E nesse questionamento ao papel da universidade frente a esse grande problema social e ambiental, organizar os estudantes para que sejam uma força social ativa, com manifestações e atividades que de fato combatam essa política do Agro, da extrema direita e da conciliação petista que em nada respondeu ao problema ambiental. Por isso a UNE, os DCEs e os centros acadêmicos deveriam usar sua estrutura e força para chamar assembleias e debater um plano de de luta e de questionamento ao próprio conhecimento produzido nas universidades.

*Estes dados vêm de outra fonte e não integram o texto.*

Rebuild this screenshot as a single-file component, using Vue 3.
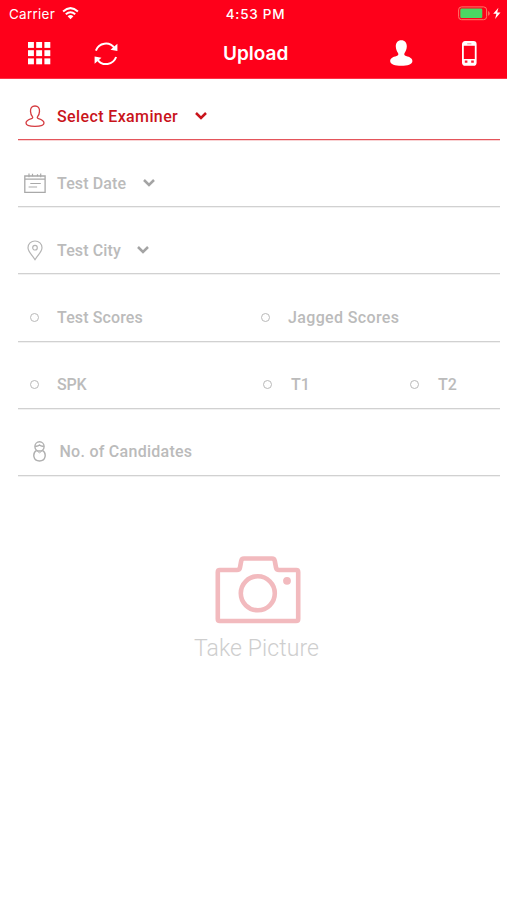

Essa organização de um plano de luta para colocar os estudantes como sujeitos políticos é parte de retomar ao problema inicial do texto, como retomar uma subjetividade anticapitalista na juventude que não acredite no fim do mundo, mas sim que resgate um imaginário comunista, no qual não existe uma separação alienada e estranhada da natureza e o homem como no capitalismo, colocando fim a exploração do trabalho e a propriedade privada. Podermos colocar as riquezas naturais nas mãos de uma organização coletiva dos trabalhadores, população pobre, indígenas, trabalhadores do campo para que, de forma racional, a relação do homem com a natureza se torne harmônica. Não mais de extração e degradação, muitas vezes para futilidades dos milionários e bilionários que usam dos recursos da terra como um parque de diversão, mas sim para atender a toda a população, garantindo uma vida digna e livre.